Prerequisites (verify before starting)
telex on PATH (telex skill for the messaging model). Pick one telex <backend> for the whole
run and pin it with --backend <backend> on every telex command (orchestrator + workers); capture
it in the run manifest. local sqlite (~/.telex/local.db) is a fine default, but never rely on
the telex default backend — if the user changes the default mid-run (e.g. to a Postgres backend),
unqualified commands route to the wrong store, holders look unoccupied, and waiters never wake. This
is a real failure mode; see references/telex-protocol.md.

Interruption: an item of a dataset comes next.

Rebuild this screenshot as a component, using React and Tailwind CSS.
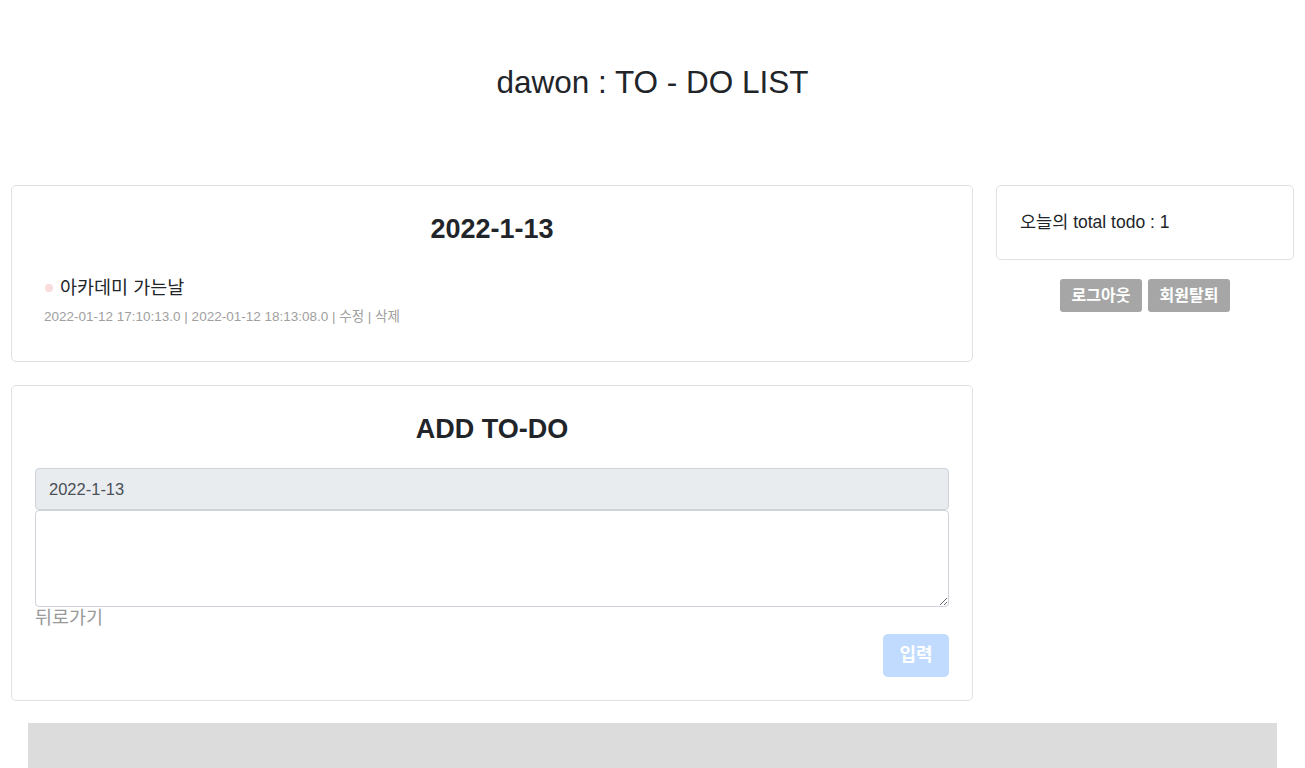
import React from 'react';

const font = { fontFamily: '"Liberation Sans", Arial, "Noto Sans CJK KR", sans-serif' };

function TodoCard() {
    return (
        <div className="border border-[#dee2e6] rounded-[5px] bg-white pt-[28px] pb-[34px] px-[32px]">
            <h3 className="text-center text-[27px] leading-[30px] font-bold text-[#212529]">2022-1-13</h3>
            <div className="mt-[30px] flex items-center">
                <span className="w-[8px] h-[8px] rounded-full bg-[#fadbde] ml-[1px] mr-[7px]"></span>
                <span className="text-[18.5px] leading-[27px] text-[#212529]">아카데미 가는날</span>
            </div>
            <p className="mt-[6px] text-[13.5px] leading-[20px] text-[#a0a0a0]">
                2022-01-12 17:10:13.0 | 2022-01-12 18:13:08.0 | 수정 | 삭제
            </p>
        </div>
    );
}

function AddTodo() {
    return (
        <div className="border border-[#dee2e6] rounded-[5px] bg-white pt-[27px] pb-[23px] px-[23px]">
            <h3 className="text-center text-[27px] leading-[33px] font-bold text-[#212529]">ADD TO-DO</h3>
            <div className="mt-[22px] h-[42px] flex items-center px-[13px] bg-[#e9ecef] border border-[#ced4da] rounded-[4px] text-[16.5px] text-[#495057]">
                2022-1-13
            </div>
            <textarea className="block w-full h-[97px] border border-[#ced4da] rounded-[4px] bg-white resize-y outline-none"></textarea>
            <a className="block text-[18.5px] leading-[22px] text-[#999999]">뒤로가기</a>
            <div className="flex justify-end mt-[5px]">
                <button className="w-[66px] h-[43px] rounded-[5px] bg-[#c0dbfe] text-white font-bold text-[18px]">입력</button>
            </div>
        </div>
    );
}

export default function App() {
    return (
        <div className="min-h-screen bg-white flex flex-col" style={font}>
            <header className="h-[185px] shrink-0 flex items-start justify-center pt-[62px]">
                <h2 className="text-[31.5px] leading-[40px] text-[#212529]">dawon : TO - DO LIST</h2>
            </header>
            <main className="px-[11px] flex gap-[23px] items-start">
                <div className="flex-1 flex flex-col gap-[23px]">
                    <TodoCard />
                    <AddTodo />
                </div>
                <div className="w-[298px] shrink-0">
                    <div className="border border-[#dee2e6] rounded-[5px] bg-white h-[75px] px-[23px] flex items-center">
                        <span className="text-[17.5px] text-[#212529]">오늘의 total todo : 1</span>
                    </div>
                    <div className="mt-[19px] flex justify-center gap-[6px]">
                        <button className="w-[82px] h-[33px] rounded-[3px] bg-[#a6a6a6] text-white font-bold text-[16px]">로그아웃</button>
                        <button className="w-[82px] h-[33px] rounded-[3px] bg-[#a6a6a6] text-white font-bold text-[16px]">회원탈퇴</button>
                    </div>
                </div>
            </main>
            <footer className="mx-[28px] mt-[22px] flex-1 min-h-[45px] bg-[#dcdcdc]"></footer>
        </div>
    );
}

launch-copilot-terminal skill installed (resolve its actual installed path; do not assume
~/.copilot/skills). Workers are Copilot CLI tabs launched with --allow-all for autonomy. The
reviewer is additionally launched with --agent PAW-Review, so the PAW-Review custom agent must be
installed (~/.copilot/agents/PAW-Review.agent.md); confirm copilot --help lists --agent and the
agent resolves. (The implementer is a general session that loads its PAW skill via the prompt — no
--agent.)
gh authenticated for the target repo. Follow the user's Copilot instructions for which gh
account/config to use (personal vs work). The orchestrator and the workers must all use an account
that can read the repo, push, open PRs, and (for the orchestrator) merge.
- The PAW skills and
paw-pr-lifecycle + loop skills installed (workers rely on them).
Operating principles
- Sequential. Exactly one implementer (+ optional reviewer) pair is being driven at a time. Do not
pipeline issues in v1. "Pending human review" is terminal for advancement — you move on to the next
issue and do not block on the human — but that issue's implementer stays alive in sentry mode (holding
the PR mergeable) until the builder merges and you stand it down. So idle held workers from earlier
issues may coexist with the one you are actively driving; that is expected, not pipelining.
- Telex = coordination; GitHub = source of truth. Reviews, PRs, and merges live on GitHub; telex
only carries wakeups + pointers between sessions.
- You never run the merge sentry. That is the implementer's loop. You react to the implementer's
"ready for merge" message.
- Autonomy with surfacing. Run hands-off. Surface to the user only: blockers, and the
status/final report when asked. Everything you decide (especially preference debt and
no-auto-merge calls) is recorded in the ledger so the report can bubble it up.
- Deferred work is tracked to a terminal disposition — symmetric to preference debt. Preference forks
get harvest → well-lit bet → route/record; deferred/carry-forward work gets the same forcing function:
the merge gate harvests it (field report + diff markers) at
merge-ready, you record each item in
the deferred table, and no item stays open — each reaches filed / folded / skipped(+reason) /
done / moot, triaged with the builder. The run is not complete while any deferred item is open
(merge-gate.md, reporting.md).
- The orchestrator owns durable shared state. Workers own only their worktree/PR/issue comments.
- Continuous improvement. Workers report
process-feedback at finish; absorb those learnings and
proactively improve this skill as you go (templates, telex protocol, triage, config).
- Fix what's broken (encoded builder value). If something is broken — failing CI, a build break, an
obvious bug — fix it, even if it expands the PR's scope, especially when low-risk. It is a settled
norm, not a preference fork to route; record the drive-by fix in the PR body and field report.
Quickstart runbook
- Confirm prerequisites; pick a short run id (e.g.
rb-2026-06-17a).
- Stand up your station (telex-protocol.md).
- Triage with the user → persist the run manifest (triage.md).
- For each issue in order → execute (lifecycle.md) → merge gate (merge-gate.md) → record + advance.
- When all issues are terminal, produce the final report (reporting.md).